India tiene la fama de ser “la democracia más grande del mundo”. Por el número de sus casi mil millones de electores, es cierto, pero qué tan democrática es, presta a discusión, siempre y cuando no ponga uno algún adjetivo nacional que, de hecho, desvirtúa a la democracia. En las elecciones en siete fases que duraron siete semanas hasta el 4 de junio, el primer ministro Narendra Mori, a sus 73 años, apoyado por su partido Bharatiya Janata (BJ), el “partido del pueblo de la India”, consiguió su tercera victoria. Desde el inicio de su primer mandato prendió la alarma entre los partidarios de una verdadera democracia en la línea de los padres fundadores Gandhi y Nehru, porque el partido BJ poco tiene que ver con los valores democráticos de diálogo, consenso y convivencia. Tan es así que Narendra Mori desató, a lo largo de su campaña, violentos ataques contra la minoría musulmana del país, una minoría de 200 millones de personas.
No es nada nuevo, él y su partido, desde un principio, exaltan el mito nacionalista Hindutva, de una India pura, exclusivamente hindú, sin lugar para las minorías religiosas. Son los herederos de Subhash Chandra Bose, nacionalista admirador de Mussolini y Hitler, que llamó a colaborar con los japoneses durante la segunda guerra mundial para acabar con el dominio inglés. El asesino de Gandhi pertenecía a su movimiento y el BJ lo celebra como héroe y mártir. Hindutva es el orgullo de ser hindú, una dignidad supuestamente ofendida y humillada desde el inicio de las invasiones musulmanas y a lo largo del imperio mogol y del Raj británico. Ideología nacionalista radical, pretende establecer para siempre la hegemonía hindú, en nombre de la cultura, de la raza y de la religión, lo que lleva a episodios de limpieza étnica contra los musulmanes.

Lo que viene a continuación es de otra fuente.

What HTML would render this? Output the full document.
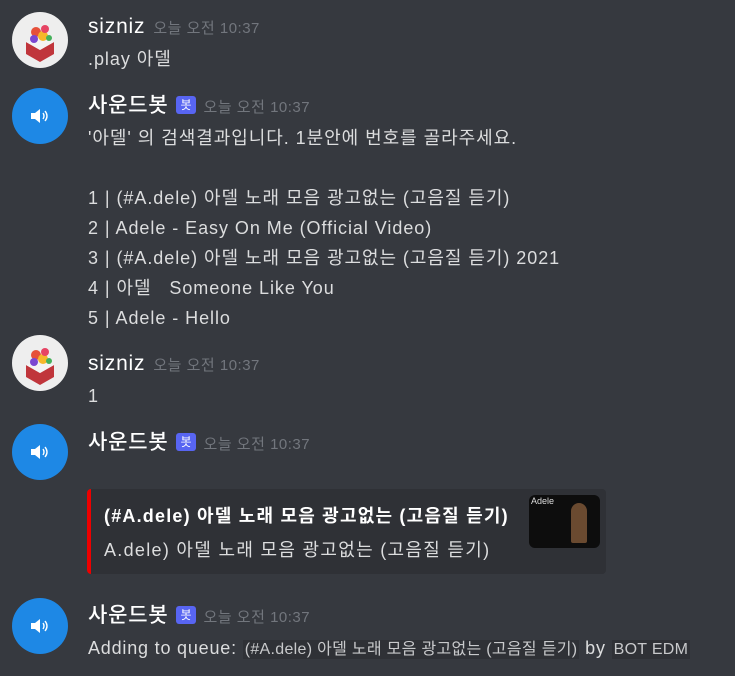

La confusión entre religión y política, entre Estado, gobierno y religión, redobló desde el inicio de la campaña electoral. El 22 de enero, Narendra Modi inauguró, durante la ceremonia religiosa, el templo dedicado al héroe-dios Rama, construido sobre el sitio de la antigua mezquita de Ayodhya en el norte de la India, arrasada por una turbamulta en 1992. Dijo: “Hoy Nuestro Señor Rama ha llegado, después de una espera de siglos… Rama es la fe de la India, Rama es el fundamento de la India, Rama es la ley de la India, Rama es el prestigio de la India, Rama es la gloria de la India, Rama es el líder de la India, Rama es la política de la India”.
Con ese programa, Narendra Modi barrió en 2019. En aquel año abolió la autonomía (limitada) de los territorios musulmanes de Jammu-Kashmir y una serie de leyes impide la conversión al islam o al cristianismo a la hora del matrimonio; en el mismo año, la Suprema Corte dio luz verde para la construcción de un templo a Rama en Ayodhya. Un nacionalismo étnico-religioso pregona la exclusión de los “otros”, musulmanes, cristianos, etc. Uno de los lemas de la campaña fue: “Si gana la oposición, los musulmanes van a matar a las vacas” (sagradas). Un discurso de miedo y odio que presenta a los hindúes como víctimas seculares del “otro” musulmán. Esa estrategia de enfrentamiento puede llevar, más allá de periódicas explosiones de violencia, la eliminación de aquel otro, manchado por el pecado imperdonable del antiguo dominio mogol. Por eso los militantes del partido BJ abominan de Gandhi y Nehru, los abogados de la convivencia armoniosa en una democracia real. Ya no son los autores de la independencia, cuyo mérito se atribuye al fascista Chandra Bose. Así se reescribe la historia. Bien dice Antonio Elorza que “la prostitución de la memoria es siempre un instrumento usado por las dictaduras”.
En 2047, según Modi, el islam habrá sido desarraigado y la India volverá a ser Bharat, absolutamente pura.